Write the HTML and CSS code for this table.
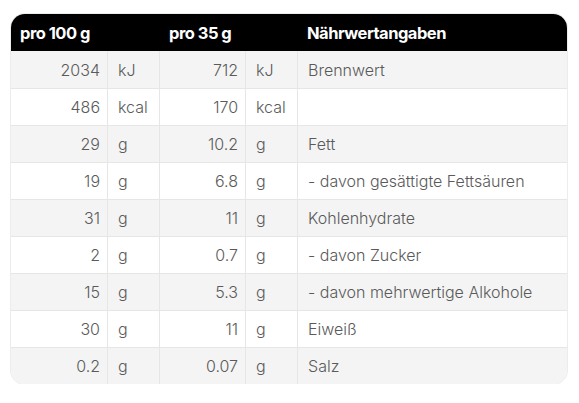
FILE: index.html
```html
<!DOCTYPE html>
<html lang="de">
<head>
<meta charset="utf-8">
<link rel="stylesheet" href="styles.css">
</head>
<body>
<div class="wrap">
<table class="nt">
  <colgroup>
    <col class="c1"><col class="c2"><col class="c3"><col class="c4"><col class="c5">
  </colgroup>
  <thead>
    <tr><th colspan="2">pro 100 g</th><th colspan="2">pro 35 g</th><th>Nährwertangaben</th></tr>
  </thead>
  <tbody>
    <tr><td class="num">2034</td><td>kJ</td><td class="num">712</td><td>kJ</td><td class="name">Brennwert</td></tr>
    <tr><td class="num">486</td><td>kcal</td><td class="num">170</td><td>kcal</td><td class="name"></td></tr>
    <tr><td class="num">29</td><td>g</td><td class="num">10.2</td><td>g</td><td class="name">Fett</td></tr>
    <tr><td class="num">19</td><td>g</td><td class="num">6.8</td><td>g</td><td class="name">- davon gesättigte Fettsäuren</td></tr>
    <tr><td class="num">31</td><td>g</td><td class="num">11</td><td>g</td><td class="name">Kohlenhydrate</td></tr>
    <tr><td class="num">2</td><td>g</td><td class="num">0.7</td><td>g</td><td class="name">- davon Zucker</td></tr>
    <tr><td class="num">15</td><td>g</td><td class="num">5.3</td><td>g</td><td class="name">- davon mehrwertige Alkohole</td></tr>
    <tr><td class="num">30</td><td>g</td><td class="num">11</td><td>g</td><td class="name">Eiweiß</td></tr>
    <tr><td class="num">0.2</td><td>g</td><td class="num">0.07</td><td>g</td><td class="name">Salz</td></tr>
  </tbody>
</table>
</div>
</body>
</html>
```
FILE: styles.css
```css
html, body { margin: 0; padding: 0; background: #fff; }
.wrap { padding: 14px 12px 0 11px; }
.nt {
  width: 556px;
  border-collapse: separate;
  border-spacing: 0;
  table-layout: fixed;
  font-family: Inter, "Noto Sans", sans-serif;
  font-size: 16px;
  font-weight: 300;
  color: #5a5a5a;
  border-radius: 14px;
  overflow: hidden;
  box-shadow: 0 0 0 1px #ececec;
}
.c1 { width: 97px; }
.c2 { width: 52px; }
.c3 { width: 86px; }
.c4 { width: 52px; }
.c5 { width: auto; }
.nt th {
  background: #000;
  color: #fff;
  font-weight: 700;
  text-align: left;
  height: 37px;
  padding: 0 9px;
  font-size: 16.5px;
  letter-spacing: -0.5px;
  box-sizing: border-box;
}
.nt td {
  height: 37px;
  box-sizing: border-box;
  padding: 0 10px;
  border-right: 1px solid #e6e6e6;
  border-top: 1px solid #e6e6e6;
  white-space: nowrap;
}
.nt td:last-child { border-right: none; }
.nt tbody tr:first-child td { border-top: none; }
.nt td.num { text-align: right; padding-right: 7px; }
.nt tbody tr:nth-child(odd) td { background: #f4f4f4; }
.nt tbody tr:nth-child(even) td { background: #fff; }
```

• • • • •

• WHAT YOU ARE ASKED TO DO:
How many lines of the listing include the string "table"? Answer with the number alone.

• EXERCISE ANSWER:
4